Jeudi 27 avril. Gnifetti-cabane Margherita-Bétemps. Tandis que le porteur redescend à Gressoney, nous attaquons le gros morceau: le Lysjoch, 4270 m. Montée de toute beauté malgré la température glaciale: il faut lutter des pieds et des mains contre le froid. Mais l' arrivée au col paie largement nos peines. Il est impossible, même au plus blasé, de ne pas éprouver une impression profonde devant ce panorama: au nord la masse puissante du Mont Rose, avec d' énormes cubes de glace bleu-vert accrochés là on ne sait comment. Plus loin, les géants de Zermatt composent un tableau que les mots ne sauraient décrire. Au sud, vue immense sur la plaine du Pô jusqu' aux Apennins et aux Alpes Maritimes. Nous faisons une longue halte avant de monter à la Ludwigshöhe, 4400 m. Malheureusement il n' y a pas de quoi se chauffer au refuge Margherita où nous devions passer deux nuits, et par 20° sous zéro... Force nous est de descendre à la cabane Bétemps et, par conséquent, de renoncer au Lyskamm. La descente du Grenzgletscher, très crevassé, est satisfaisante quoique assez hasardeuse. Enfin voici la cabane, où il ne manque plus rien. Belle soirée en perspective sur le sol helvétique.

Vendredi 28 avril. Cima di Jazzi. Bien reposés nous partons vers 8 heures pour la Cima di Jazzi. Neige parfaite, temps splendide. Du sommet, nous pouvons reconnaître la liaison entre la vallée de Saas et Gressoney par le Monte Moro-Alagna et le Col d' Olen. Jolie et facile descente à la cabane.

Samedi 29 avril. Tentative au Mont Rose.
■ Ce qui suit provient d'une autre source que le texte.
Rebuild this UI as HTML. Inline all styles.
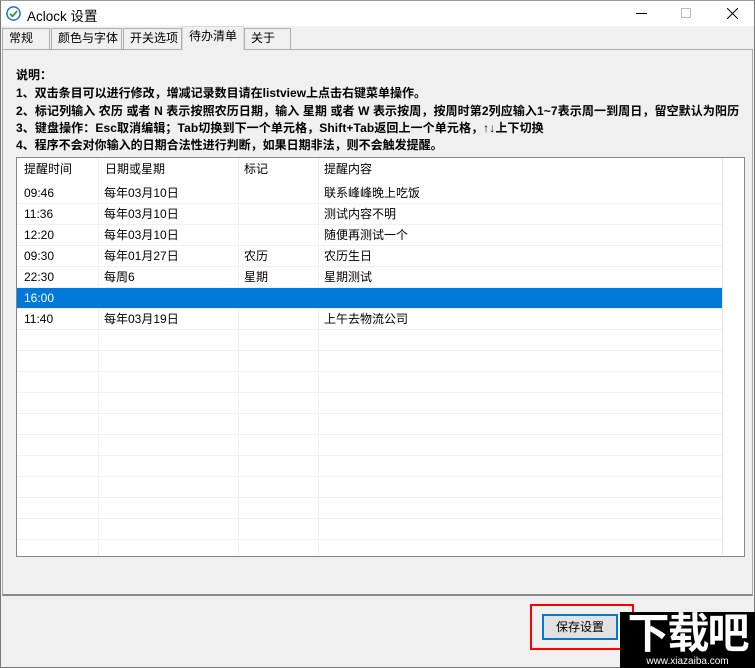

L' équipe était pourtant en bonne forme. Nous montions à bonne allure lorsque, vers 3800 m ., le brouillard nous enveloppe soudain et il commence à neiger. Visibilité absolument nulle. Un blanc aveuglant ne permet de distinguer ni montées ni descentes, ni aucun accident de terrain. Près de la bifurcation pour le Silbersattel nous croisons un guide avec son client qui redescendent, et à qui nous demandons ce qui en est plus haut: « Ce n' est pas un jour pour faire le Mont Rose; en cas d' accident vous auriez des difficultés avec l' assurance. » Nous saisissons fort bien le sens de ces paroles et faisons demi-tour. Bien nous en prit: les sommets ne se découvrirent pas de tout le jour.

Dimanche 30 avril. Bétemps-Vallorbe. Temps superbe. Pour ne rien perdre de cette belle journée, nous remontons direction nord-est pour effectuer la descente par le glacier de Findelen. Une halte au col qui relie le glacier du Gorner à celui de Findelen nous permet d' admirer une dernière fois le panorama incomparable. Un coup d' œil encore avec une pointe de malice au Furgghorn, notre gîte d' il y a huit jours, et nous nous laissons glisser jusqu' à Zermatt sur une neige idéale. Là nous pouvons enfin enlever les lunettes et reposer nos yeux sur le vert tendre du premier printemps.